Colin Cooper used to sing the lead – the low vocal, and I used to sing an octave higher. And then, because 4 of us sang in the band, we used to harmonize. The fact that we had the dual singing the same line but with an octave split made the sound very unique, and it’s still very unique today. Whenever people use it I think it’s great. That was one of our trademarks, we just used to sing together in unison.

Hey! What a coincidence – this was one of the trademarks of my high school band, too! I mean, it’s not that we couldn’t harmonize, we just, uh….didn’t want to! It’s called “dual singing,” you morons! Or have you not heard of “dual singing” where you live? That’s the problem with you people today – you have your fancy computers, and your “Internet,” and your Twitter, and you don’t take the time to learn about important rock techniques! YOU create something! Like dual singing! Always naysaying! You’re out of the band.

Where was I? Oh yes, dual singing. These guys thought dual singing was an actual technique, and remember: these guys eventually turned down “I Love You.” Dual singing gave this song a lot of its mellow groove, but to paraphrase that chick who sang with Don Henley, sometimes wusscle just ain’t enough. Not only that, there really aren’t any keyboards, and a whole lot of funky, crunchy guitar. What the hell’s going on here? This isn’t Mellow Gold!

But there’s something else. In fact, I think Holt meant to talk about it in his above paragraph. Here’s the quote he leaves out of this interview.

Also, as a group, we had a collective boner for the cowbell. Seriously, we would have had sex with it. We tried to have sex with it. What? The ladies weren’t around, okay? Don’t judge us. Few people know the truth: “I Love You” is actually sung to a cowbell.

I’m trying my best here not to make any “more cowbell” jokes. They were really funny in 2000, and have decreased in humor exponentially each time some douche exclaims “I got a fev-ah!” (Exception: unless it’s me or Mike. Then, it’s hysterical.) The truth is, though, that the famous Saturday Night Live sketch would have done just as well, if not better, if they had gone with “Couldn’t Get It Right” instead of “Don’t Fear The Reaper.” There’s cowbell on every beat of the song. Every. Single. Beat. And you know that shit wasn’t looped; some Climax Blues Bozo was prancing around the studio, hittin’ a stick against that cowbell like his life depended on it. I’m seeing Will Ferrell, aren’t you?

Let’s look at some of these lyrics. For starters, how do you get more Mellow Gold than a title like “Couldn’t Get It Right?” Jesus, that’s like the Mellow Gold Motto right there! The Boy Scouts had “Be Prepared,” the Wusses had “Couldn’t Get It Right.” Unfortunately, this song isn’t about what you think it’s about: it’s not about endless attempts to get a woman to appreciate your sensitivity and subsequent pathetic, whiny self-loathing. Again, Mr. “No! No! I am not going to defend ‘I Love You’ again!” Holt:

The song is about being on the road in America. “Looking for a sign in the middle of the night” being about the old Holiday Inn signs, really, because the moment you saw the Holiday Inn sign, that meant you got a bed for the night.

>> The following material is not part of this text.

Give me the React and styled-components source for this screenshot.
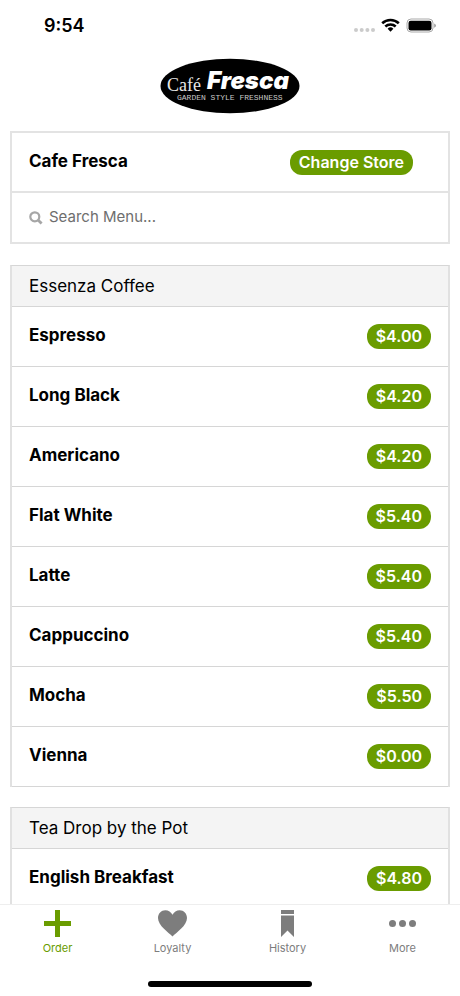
import React from 'react'
import styled, { createGlobalStyle } from 'styled-components'

const sections = [
  {
    title: 'Essenza Coffee',
    items: [
      { name: 'Espresso', price: '$4.00' },
      { name: 'Long Black', price: '$4.20' },
      { name: 'Americano', price: '$4.20' },
      { name: 'Flat White', price: '$5.40' },
      { name: 'Latte', price: '$5.40' },
      { name: 'Cappuccino', price: '$5.40' },
      { name: 'Mocha', price: '$5.50' },
      { name: 'Vienna', price: '$0.00' },
    ],
  },
  {
    title: 'Tea Drop by the Pot',
    items: [{ name: 'English Breakfast', price: '$4.80' }],
  },
]

const StatusIcons = () => (
  <svg width="84" height="20" viewBox="0 0 84 20" aria-hidden="true">
    <g fill="#cbcbcb">
      <circle cx="4" cy="14" r="2" />
      <circle cx="9.7" cy="14" r="2" />
      <circle cx="15.4" cy="14" r="2" />
      <circle cx="21" cy="14" r="2" />
    </g>
    <g fill="none" stroke="#000" strokeWidth="2.6">
      <path d="M30.2 7.2a12.2 12.2 0 0 1 16.6 0" />
      <path d="M33.3 10.5a7.7 7.7 0 0 1 10.4 0" />
    </g>
    <path d="M35.6 12.7a4.2 4.2 0 0 1 5.8 0L38.5 15.8z" />
    <rect x="55" y="3" width="26" height="13" rx="4" fill="#fff" stroke="#a9a9a9" />
    <rect x="56.5" y="4.7" width="23" height="9.8" rx="2.2" />
    <path d="M82.3 7.4c2 .8 2 3.6 0 4.4z" fill="#8e8e8e" />
  </svg>
)

const Logo = () => (
  <svg width="140" height="56" viewBox="0 0 140 56" role="img" aria-label="Café Fresca">
    <ellipse cx="70" cy="28" rx="69.5" ry="27.3" fill="#000" />
    <text x="7" y="33" fill="#e8e8e8" fontFamily="'Liberation Serif', serif" fontSize="18">
      Café
    </text>
    <text
      x="47"
      y="31"
      fill="#fff"
      fontFamily="Inter, sans-serif"
      fontWeight="900"
      fontStyle="italic"
      fontSize="24"
    >
      Fresca
    </text>
    <text x="17" y="42" fill="#c8c8c8" fontFamily="'Liberation Mono', monospace" fontSize="8">
      GARDEN STYLE FRESHNESS
    </text>
  </svg>
)

const SearchIcon = () => (
  <svg width="14" height="14" viewBox="0 0 14 14" fill="none" stroke="#a6a6a6" aria-hidden="true">
    <circle cx="5.8" cy="5.8" r="4.5" strokeWidth="2.2" />
    <path d="M9 9l3.6 3.6" strokeWidth="2.8" />
  </svg>
)

const tabs = [
  { label: 'Order', active: true, icon: <path d="M13 1h5v11h11v5H18v11h-5V17H2v-5h11z" /> },
  {
    label: 'Loyalty',
    icon: (
      <path d="M15.5 27.5C11.5 23.2 1 16.8 1 9 1 4.5 4.3 1.2 8.3 1.2c3.1 0 5.8 1.7 7.2 4.6 1.4-2.9 4.1-4.6 7.2-4.6C26.7 1.2 30 4.5 30 9c0 7.8-10.5 14.2-14.5 18.5z" />
    ),
  },
  { label: 'History', icon: <path d="M9 1h13v4H9zM9 6.5h13V28l-6.5-6.5L9 28z" /> },
  {
    label: 'More',
    icon: (
      <>
        <circle cx="5.5" cy="14.5" r="3.5" />
        <circle cx="15.5" cy="14.5" r="3.5" />
        <circle cx="25.5" cy="14.5" r="3.5" />
      </>
    ),
  },
]

const App = () => {
  return (
    <>
      <GlobalStyle />
      <Screen>
        <StatusBar>
          <Time>9:54</Time>
          <StatusIcons />
        </StatusBar>
        <Content>
          <Brand>
            <Logo />
          </Brand>
          <StoreCard>
            <StoreRow>
              <StoreName>Cafe Fresca</StoreName>
              <ChangeButton type="button">Change Store</ChangeButton>
            </StoreRow>
            <SearchRow>
              <SearchIcon />
              <SearchInput type="text" placeholder="Search Menu..." aria-label="Search Menu" />
            </SearchRow>
          </StoreCard>
          {sections.map((section) => (
            <MenuCard key={section.title}>
              <MenuTitle>{section.title}</MenuTitle>
              <MenuList>
                {section.items.map((item) => (
                  <li key={item.name}>
                    <MenuItem type="button">
                      <ItemName>{item.name}</ItemName>
                      <Price>{item.price}</Price>
                    </MenuItem>
                  </li>
                ))}
              </MenuList>
            </MenuCard>
          ))}
        </Content>
        <TabBar>
          {tabs.map((tab) => (
            <Tab key={tab.label} type="button" $active={tab.active}>
              <svg width="31" height="29" viewBox="0 0 31 29" fill="currentColor" aria-hidden="true">
                {tab.icon}
              </svg>
              {tab.label}
            </Tab>
          ))}
        </TabBar>
        <HomeArea>
          <HomeIndicator />
        </HomeArea>
      </Screen>
    </>
  )
}

const GlobalStyle = createGlobalStyle`
  * {
    box-sizing: border-box;
  }
  body {
    margin: 0;
    background: #fff;
    color: #000;
    font-family: Inter, 'Liberation Sans', sans-serif;
  }
  button,
  input {
    font-family: inherit;
  }
`

const Screen = styled.div`
  height: 100vh;
  display: flex;
  flex-direction: column;
`

const StatusBar = styled.header`
  flex: none;
  display: flex;
  align-items: center;
  justify-content: space-between;
  height: 52px;
  padding: 0 24px 0 44px;
`

const Time = styled.span`
  font-size: 18px;
  font-weight: 600;
  line-height: 24px;
`

const Content = styled.main`
  flex: 1;
  min-height: 0;
  overflow-y: auto;
  padding: 0 10px;
  scrollbar-width: none;
`

const Brand = styled.div`
  display: flex;
  justify-content: center;
  padding: 6px 0 17px;
  svg {
    display: block;
  }
`

const StoreCard = styled.section`
  margin-bottom: 21px;
  border: 2px solid #e3e3e3;
`

const StoreRow = styled.div`
  display: flex;
  align-items: center;
  justify-content: space-between;
  height: 60px;
  padding: 0 35px 0 17px;
  border-bottom: 2px solid #e3e3e3;
`

const StoreName = styled.h1`
  margin: 0;
  padding-bottom: 2px;
  font-size: 17px;
  font-weight: 700;
  line-height: 24px;
`

const ChangeButton = styled.button`
  height: 25px;
  padding: 0 9px;
  border: none;
  border-radius: 12px;
  background: #6a9c00;
  color: #fff;
  font-size: 16px;
  font-weight: 600;
  line-height: 25px;
`

const SearchRow = styled.div`
  display: flex;
  align-items: center;
  gap: 6px;
  height: 49px;
  padding: 0 17px;
`

const SearchInput = styled.input`
  flex: 1;
  min-width: 0;
  padding: 0 0 2px;
  border: none;
  outline: none;
  background: transparent;
  font-size: 15px;
  line-height: 24px;
  &::placeholder {
    color: #6e6e6e;
    opacity: 1;
  }
`

const MenuCard = styled.section`
  margin-bottom: 20px;
  border: solid #d6d6d6;
  border-width: 1px 2px 0;
  border-left-color: #e1e1e1;
  border-right-color: #e1e1e1;
`

const MenuTitle = styled.h2`
  margin: 0;
  padding: 8px 17px;
  border-bottom: 1px solid #d6d6d6;
  background: #f4f4f4;
  font-size: 17px;
  font-weight: 400;
  line-height: 24px;
`

const MenuList = styled.ul`
  margin: 0;
  padding: 0;
  list-style: none;
`

const MenuItem = styled.button`
  display: flex;
  align-items: center;
  justify-content: space-between;
  width: 100%;
  height: 60px;
  padding: 0 17px;
  border: none;
  border-bottom: 1px solid #d6d6d6;
  background: #fff;
  color: #000;
  text-align: left;
`

const ItemName = styled.span`
  padding-bottom: 4px;
  font-size: 17px;
  font-weight: 700;
  line-height: 24px;
`

const Price = styled.span`
  padding: 0 9px;
  border-radius: 12px;
  background: #6a9c00;
  color: #fff;
  font-size: 16px;
  font-weight: 600;
  line-height: 25px;
`

const TabBar = styled.nav`
  flex: none;
  display: grid;
  grid-template-columns: repeat(4, 1fr);
  border-top: 1px solid #eee;
  background: #fff;
`

const Tab = styled.button`
  display: flex;
  flex-direction: column;
  align-items: center;
  gap: 2px;
  padding: 4px 0;
  border: none;
  background: none;
  color: ${({ $active }) => ($active ? '#6a9c00' : '#7d7d7d')};
  font-size: 11px;
  line-height: 16px;
`

const HomeArea = styled.footer`
  flex: none;
  display: flex;
  justify-content: center;
  padding: 21px 0 9px;
`

const HomeIndicator = styled.div`
  width: 164px;
  height: 6px;
  border-radius: 3px;
  background: #000;
`

export default App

Their biggest hit is about a Holiday Inn, and remember: these guys eventually turned down “I Love You.”

Well, okay, maybe that’s just part of the song. How does it start?

Timeless drifting, this rock had got to roll

“This rock had got to roll?” You guys turned down “I Love You” but were okay with “this rock had got to roll?” What the fuck is wrong with you people? I understand that “Couldn’t Get It Right” was your biggest hit, climbing to #3, but were you really that far above the simple message of “I Love You?” If Climax Blues Band could defend themselves right now, I’d bet they’d do it with one guy talking in an octave above the other one. Idiots.

I realize that I’m coming off like a little bit of a hater of this song; it’s really not the case. I think the song is solid, with a great, funky groove, but I just find it a bit silly that the guys thought that it was so awesome that it was the new Climax Blues Band standard (and where was the blues, anyway?), and their other mellow hit just wasn’t meeting their expectations. Sorry, guys: when your most prevalent instrument is a cowbell and you’re talking about how happy you are to find a Holiday Inn in the middle of the night and you’re bringing in Robert John to sing octaves above your lead singer, you don’t have much of a leg to stand on.

Oh well. It is what it is, right? So maybe these guys hated the more mellow of their songs, but what they had forgotten was that with “Couldn’t Get It Right,” they were already members of the MG crew; perhaps they should have embraced it. Had they learned nothing from Ambrosia?